Ana Lily Amirpour – A Girl Walks Home Alone
Amirpour’s stark black and white imagery is striking and moody. The use of light and shadow, black and white, perfectly creates an evocative atmosphere in this Iranian vampire film.
Wes Anderson – The Grand Budapest Hotel
Anderson’s quirky visual style is typically pitch perfect; working in several different aspect ratios, Anderson finds way to work in wonderful sight gags (see the prison escape), give us a light indoor snow flurry and, in the most bravura sequence, transport the viewer to a stop-motion action sequence. And he knows when to just hold a shot too and let the staging flow from the camera’s stillness (“And you think I did it!”). Yet another masterful turn.
Francis Ford Coppola – The Godfather Part II
Coppola’s direction is never flashy and it’s always in service of the story and characters. But no one can direct these sequences the way he can; watch the sequence of Vito stalking Fanucci through the crowded festival and ultimately shooting him in the hallway – the tension of that sequence, the poetic imagery . . . no one but Coppola could have done that.
Gareth Evans – The Raid 2
Evans directs the action here with a sure and steady hand; he knows when to move the camera dynamically to add to the intensity and also when to just pull it back and let the gorgeous violence speak for itself. He has an eye for strange and striking imagery; the slow build up to a brawl in a prison courtyard is artistic, strange, tense and visually beautiful.
Frederic Van Groenigen – The Broken Circle Breakdown
Van Groenigen handles the time jumping nature of this film perfectly; the movie leaps seamlessly from moment to moment in the central couple’s relationship with no regard for chronology. Van Groenigen is smart enough to let the performances breathe, but there’s a late montage that takes us through the sorrow and tragedy of the film in an intense and unsettling barrage of images that’s one of the best montages I’ve ever seen.
Jennifer Kent – The Babadook
Kent, like James Wan, understands the Nothing is Scarier trope and her direction of this quite intense horror film is methodical, slow and terrifying in the way it steadfastly refuses to show us anything very real. Filled with striking images and dark, inky shadows, the visuals here manage to remain striking and frightening even when Kent does reveal glimpses of the monster (as in one particularly intense dream that finds the Babadook clinging to the ceiling above a bed). Kent’s first feature signals that she’s a director to watch for certain.
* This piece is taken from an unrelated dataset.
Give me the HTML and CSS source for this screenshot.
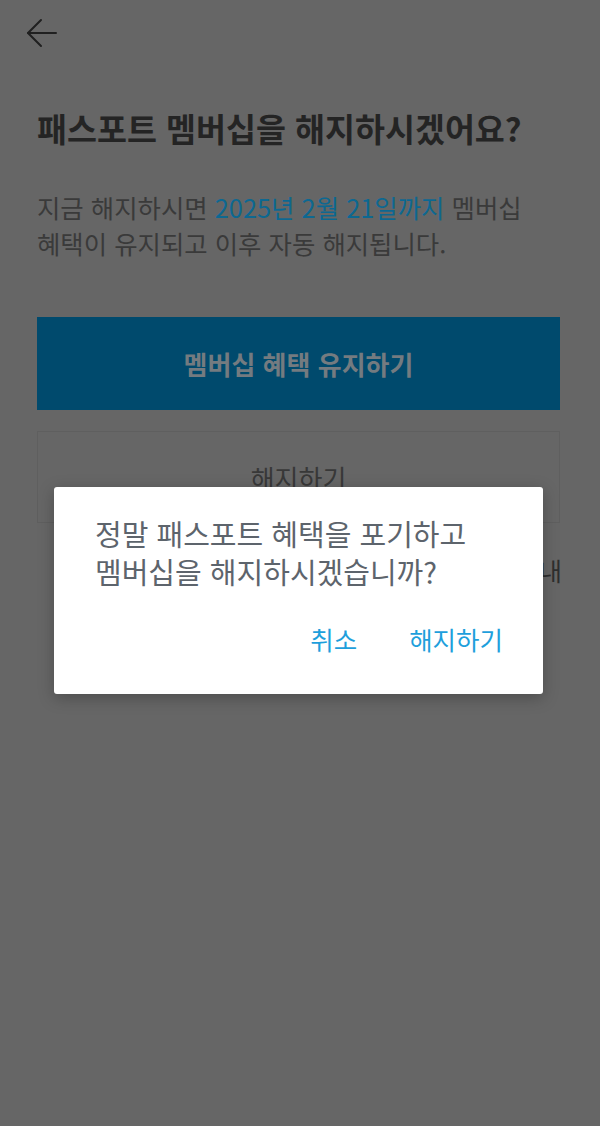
FILE: index.html
```html
<!DOCTYPE html>
<html lang="ko">
<head>
  <meta charset="UTF-8">
  <title>패스포트 멤버십 해지</title>
  <link rel="stylesheet" href="styles.css">
</head>
<body>
  <header class="topbar">
    <button class="back" aria-label="뒤로">
      <svg width="32" height="30" viewBox="0 0 32 30" fill="none" stroke="#202020" stroke-width="2" stroke-linecap="round" stroke-linejoin="round">
        <path d="M30 15 H2"/>
        <path d="M15 2 L2 15 L15 28"/>
      </svg>
    </button>
  </header>

  <main class="content">
    <h1 class="title">패스포트 멤버십을 해지하시겠어요?</h1>
    <p class="desc">지금 해지하시면 <span class="date">2025년 2월 21일까지</span> 멤버십<br>혜택이 유지되고 이후 자동 해지됩니다.</p>

    <button class="btn-keep">멤버십 혜택 유지하기</button>
    <button class="btn-cancel">해지하기</button>

    <p class="note">멤버십 해지 안내</p>
  </main>

  <div class="dialog">
    <p class="dialog-msg">정말 패스포트 혜택을 포기하고<br>멤버십을 해지하시겠습니까?</p>
    <div class="dialog-actions">
      <button class="dialog-btn">취소</button>
      <button class="dialog-btn">해지하기</button>
    </div>
  </div>
</body>
</html>
```

FILE: styles.css
```css
body {
  margin: 0;
  font-family: "Noto Sans CJK KR", "Noto Sans", sans-serif;
  background-color: #666666;
  color: #3c3c3c;
  min-height: 1126px;
  position: relative;
}

button {
  font-family: inherit;
}

.topbar {
  height: 66px;
  display: flex;
  align-items: center;
  padding-left: 26px;
}

.back {
  background: none;
  border: none;
  padding: 0;
  display: flex;
}

.content {
  padding: 0 40px 0 37px;
}

.title {
  margin: 42px 0 0;
  font-size: 32.6px;
  line-height: 40px;
  font-weight: 700;
  color: #242424;
  white-space: nowrap;
}

.desc {
  margin: 41px 0 0;
  font-size: 25.4px;
  line-height: 36px;
  color: #3a3a3a;
  white-space: nowrap;
}

.date {
  color: #0d6891;
}

.btn-keep {
  display: block;
  width: 100%;
  height: 93px;
  margin-top: 56px;
  border: none;
  background-color: #004a6d;
  color: #747b80;
  font-size: 26px;
  font-weight: 700;
}

.btn-cancel {
  display: block;
  width: 100%;
  height: 92px;
  margin-top: 21px;
  border: 1px solid #5f5f5f;
  background-color: #666666;
  color: #383838;
  font-size: 26px;
}

.note {
  margin: 29px -2px 0 0;
  font-size: 25px;
  line-height: 36px;
  text-align: right;
  color: #2e2e2e;
}

.dialog {
  position: absolute;
  left: 54px;
  top: 487px;
  width: 489px;
  height: 207px;
  box-sizing: border-box;
  background: #ffffff;
  border-radius: 3px;
  box-shadow: 0 4px 16px rgba(0, 0, 0, 0.25);
  padding: 27px 40px 0 41px;
}

.dialog-msg {
  margin: 0;
  font-size: 29px;
  line-height: 38px;
  color: #5d646c;
  white-space: nowrap;
}

.dialog-actions {
  display: flex;
  justify-content: flex-end;
  gap: 52px;
  margin-top: 32px;
}

.dialog-btn {
  background: none;
  border: none;
  padding: 0;
  font-size: 25.5px;
  line-height: 34px;
  color: #1e9fdc;
}
```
David Lowery – Ain’t Them Bodies Saints
Lowery crafts a lovely, amber-toned homage to the cinema of the seventies with this languidly paced drama. His camera captures light perfectly, whether it’s the orange light of a slowly setting sun or the dusty darkness of an underlit bar.
Hayao Miyazaki – The Wind Rises
Miyazaki takes a strange subject, the life story of the man who invented the Japanese Zero plane, and turns it into a delightful, beautiful animated film. The visuals are really stunning here. The visuals often seem to be windows into the imaginations of the characters; when a character draws a diagram and then the simple line drawings leap off the page, assemble and then fly around the room, you can’t help but be captivated. And the dream sequences are even more stunning.
Kelly Reichardt – Night Moves
In Night Moves, Reichardt turns her quiet, meditative eye on a trio of ecoterrorists and her direction is spare, minimal and beautiful. She captures the actors and their environments perfectly and quietly. A late night boat trip down a river is a perfect example; it’s a sequence most would play for suspense – Reichardt lets it unfold like a quiet piece of music.
Edgar Wright – Hot Fuzz
Wright’s gonzo direction is a huge part of why this movie works as well as it does. It’s sharp, witty and often flat out hilarious in the way it leaps from scene to scene and in the way it sends up all the action movie conventions. Slow motion explosions; characters leaping through the air firing weapons; intense, chaotic mug shots being taken; extremely dramatic paperwork being done. Check out any number of montages for evidence of what I’m talking about.